Esta misma perplejidad ante su inaprensible facultad de no estar donde se le espera la experimentó también Julio Cortázar. Acudes al pase privado de una de sus películas y resulta que se trata de la presentación de su última novela; estaba anunciado en una mesa redonda y puede que los asistentes encuentren su silla vacía, pero otro día se presenta en un debate al que no ha sido invitado como quien quiere ir a Vigo y coge el AVE de Barcelona. Lo crees novelista y aparece de cronista deportivo bajo el seudónimo de Martín Girard, de informador táctico para el Inter de Milán que se pasea por los turbulentos campos de fútbol italianos. Lo crees hijastro de aquel famoso entrenador Helenio Herrera y resulta que es capaz de crear una obra de arte en la película Remando al viento. ¿Se trata de un juego cuyo secreto solo él conoce o es que sale cada mañana de su casamata camuflado con el primer disfraz que encuentra en el perchero, de novelista que hace cine o de cineasta que cuando se aburre regresa a la novela?

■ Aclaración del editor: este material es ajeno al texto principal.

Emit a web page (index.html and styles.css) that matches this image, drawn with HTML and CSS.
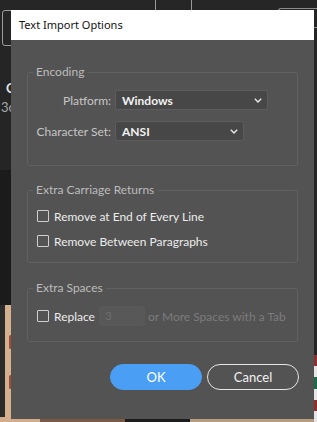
FILE: index.html
```html
<!DOCTYPE html>
<html>
<head>
<meta charset="utf-8">
<link rel="stylesheet" href="styles.css">
</head>
<body>
<div class="backdrop">
  <div class="bg-top"><span class="bg-line bg-line-a"></span><span class="bg-line bg-line-b"></span><span class="bg-tab"></span></div>
  <div class="bg-frame"></div>
  <div class="bg-title">C</div>
  <div class="bg-sub">3c</div>
  <div class="bg-dark"></div>
  <div class="bg-photo"><span class="spot spot-a"></span><span class="spot spot-b"></span></div>
  <div class="bg-bottom"><span class="bb bb-1"></span><span class="bb bb-2"></span><span class="bb bb-3"></span><span class="bb bb-4"></span></div>
  <div class="bg-flag"><span class="st st-red"></span><span class="st st-white"></span><span class="st st-green"></span><span class="st st-white"></span><span class="st st-red"></span><span class="st st-white"></span></div>
</div>

<div class="dialog">
  <div class="titlebar">Text Import Options</div>
  <div class="dialog-body">
    <fieldset class="group group-encoding">
      <legend>Encoding</legend>
      <div class="form-grid">
        <label class="field-label">Platform:</label>
        <div class="select select-wide"><span>Windows</span><svg class="chev" width="8" height="5" viewBox="0 0 8 5"><polyline points="0.8,0.8 4,4 7.2,0.8" fill="none" stroke="#e8e8e8" stroke-width="1.4"/></svg></div>
        <label class="field-label">Character Set:</label>
        <div class="select select-narrow"><span>ANSI</span><svg class="chev" width="8" height="5" viewBox="0 0 8 5"><polyline points="0.8,0.8 4,4 7.2,0.8" fill="none" stroke="#e8e8e8" stroke-width="1.4"/></svg></div>
      </div>
    </fieldset>

    <fieldset class="group group-returns">
      <legend>Extra Carriage Returns</legend>
      <div class="check-list">
        <div class="check-row"><span class="checkbox"></span><span class="check-text">Remove at End of Every Line</span></div>
        <div class="check-row"><span class="checkbox"></span><span class="check-text">Remove Between Paragraphs</span></div>
      </div>
    </fieldset>

    <fieldset class="group group-spaces">
      <legend>Extra Spaces</legend>
      <div class="check-row replace-row">
        <span class="checkbox"></span><span class="check-text">Replace</span>
        <span class="num-input">3</span>
        <span class="dim-text">or More Spaces with a Tab</span>
      </div>
    </fieldset>

    <div class="actions">
      <button class="btn btn-primary">OK</button>
      <button class="btn btn-secondary">Cancel</button>
    </div>
  </div>
</div>
</body>
</html>
```

FILE: styles.css
```css
html, body {
  margin: 0;
  padding: 0;
}
body {
  position: relative;
  width: 317px;
  height: 422px;
  overflow: hidden;
  background: #232323;
  font-family: "Lato", "Noto Sans", sans-serif;
}

/* ---------- backdrop (app behind the modal) ---------- */
.backdrop {
  position: absolute;
  inset: 0;
  overflow: hidden;
  background: #252525;
}
.bg-top {
  position: absolute;
  left: 0; top: 0; right: 0;
  height: 10px;
  background: #262626;
}
.bg-line {
  position: absolute;
  top: 0;
  width: 1px;
  height: 10px;
  background: #9a9a9a;
}
.bg-line-a { left: 155px; }
.bg-line-b { left: 191px; }
.bg-tab {
  position: absolute;
  left: 278px;
  top: 8px;
  width: 39px;
  height: 20px;
  border: 1px solid #8c8c8c;
  border-right: none;
  border-radius: 3px 0 0 3px;
  box-sizing: border-box;
}
.bg-frame {
  position: absolute;
  left: 2px;
  top: 10px;
  width: 24px;
  height: 36px;
  border: 1px solid #9c9c9c;
  border-radius: 3px;
  box-sizing: border-box;
}
.bg-title {
  position: absolute;
  left: 6px;
  top: 80px;
  font: bold 13px "Lato", sans-serif;
  color: #e4e4e4;
}
.bg-sub {
  position: absolute;
  left: 1px;
  top: 99px;
  font: 13px "Lato", sans-serif;
  color: #a8a8a8;
}
.bg-dark {
  position: absolute;
  left: 0;
  top: 170px;
  width: 20px;
  height: 135px;
  background: #1b1b1b;
}
.bg-photo {
  position: absolute;
  left: 0;
  top: 305px;
  width: 20px;
  height: 117px;
  background: linear-gradient(90deg, #2b2b2b 0 5px, #d6b190 5px);
}
.spot {
  position: absolute;
  left: 9px;
  width: 3px;
  height: 14px;
  background: #a34a3a;
  border-radius: 2px;
}
.spot-a { top: 30px; }
.spot-b { top: 70px; }
.bg-bottom {
  position: absolute;
  left: 0; right: 0; bottom: 0;
  height: 5px;
  display: flex;
}
.bb { height: 5px; }
.bb-1 { width: 40px; background: #d2ad8c; }
.bb-2 { width: 85px; background: #7a5a45; }
.bb-3 { width: 65px; background: #1c1c1c; }
.bb-4 { flex: 1; background: #b89a7e; }
.bg-flag {
  position: absolute;
  right: 0;
  top: 355px;
  width: 3px;
  height: 67px;
  display: flex;
  flex-direction: column;
}
.st { display: block; flex: 1; }
.st-red { background: #8e2f2f; }
.st-white { background: #e6e6e6; }
.st-green { background: #1f6a4a; }

/* ---------- dialog ---------- */
.dialog {
  position: absolute;
  left: 11px;
  top: 10px;
  width: 303px;
  height: 409px;
  background: #535353;
  display: flex;
  flex-direction: column;
}
.titlebar {
  height: 30px;
  line-height: 30px;
  background: #ffffff;
  color: #111111;
  font-family: "Noto Sans", "Open Sans", sans-serif;
  font-size: 11px;
  padding-left: 8px;
}
.dialog-body {
  padding: 24px 16px 0;
  display: flex;
  flex-direction: column;
}

.group {
  margin: 0;
  border: 1px solid #616161;
  border-radius: 3px;
  padding: 10px 8px 24px;
  min-width: 0;
}
.group legend {
  padding: 0 3px;
  margin-left: -3px;
  font-size: 12px;
  line-height: 16px;
  color: #bcbcbc;
}
.group-returns {
  margin-top: 16px;
  padding: 9px 8px 12px;
}
.group-spaces {
  margin-top: 17px;
  padding: 10px 8px 15px;
}

.form-grid {
  display: grid;
  grid-template-columns: 75px auto;
  column-gap: 4px;
  row-gap: 11px;
  align-items: center;
  justify-items: start;
}
.field-label {
  justify-self: end;
  white-space: nowrap;
  font-size: 12px;
  color: #c6c6c6;
}
.select {
  box-sizing: border-box;
  height: 20px;
  display: flex;
  align-items: center;
  justify-content: space-between;
  padding: 0 5px 0 6px;
  background: #474747;
  border: 1px solid #5d5d5d;
  border-radius: 3px;
  font-size: 12px;
  font-weight: 700;
  color: #f2f2f2;
}
.select-wide { width: 153px; }
.select-narrow { width: 129px; }
.chev { display: block; }

.check-list {
  display: flex;
  flex-direction: column;
  gap: 7px;
}
.check-row {
  height: 18px;
  display: flex;
  align-items: center;
  padding-left: 1px;
}
.checkbox {
  box-sizing: border-box;
  width: 12px;
  height: 12px;
  border: 1px solid #cfcfcf;
  border-radius: 1px;
  margin-right: 5px;
  flex: none;
}
.check-text {
  font-size: 12px;
  color: #ececec;
  white-space: nowrap;
}
.replace-row {
  height: 20px;
}
.num-input {
  box-sizing: border-box;
  width: 46px;
  height: 20px;
  margin: 0 3px 0 4px;
  padding-left: 6px;
  background: #585858;
  border-radius: 2px;
  font-size: 12px;
  line-height: 20px;
  color: #6e6e6e;
}
.dim-text {
  font-size: 12px;
  color: #7c7c7c;
  white-space: nowrap;
}

.actions {
  margin-top: 22px;
  margin-right: -1px;
  display: flex;
  justify-content: flex-end;
  gap: 5px;
}
.btn {
  box-sizing: border-box;
  width: 92px;
  height: 26px;
  border-radius: 13px;
  font-family: "Lato", "Noto Sans", sans-serif;
  font-size: 13px;
  padding: 0;
  cursor: pointer;
}
.btn-primary {
  background: #4a9ff5;
  border: 1px solid #4a9ff5;
  color: #ffffff;
}
.btn-secondary {
  background: transparent;
  border: 1px solid #e6e6e6;
  color: #f2f2f2;
}
```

Si lo atrapas por el cuello para clasificarlo te quedarás con tu propio puño en la mano. Pero ser un tránsfuga de géneros, fantasma sin etiquetas, humorista patinador que va de la realidad a la farsa onírica tiene un precio; esta diversión de poseer un grado sutil de excentricidad, ser un marginal con éxito se paga caro a la hora del reconocimiento oficial, porque este juego resbaladizo a unos críticos los desconcierta y a otros los enoja, porque les da mucho trabajo. Los críticos repudian a las mariposas que se niegan a dejarse clavar en el cartón de los catálogos y bibliografías y más en un país como este, en que no se te permite hacer dos cosas bien a la vez. Pero, según Cortázar, de cuando en cuando, también hay lectores o espectadores que siguen prefiriendo las mariposas vivas a las que duermen su triste sueño en las cajas de cristal. Este es el caso.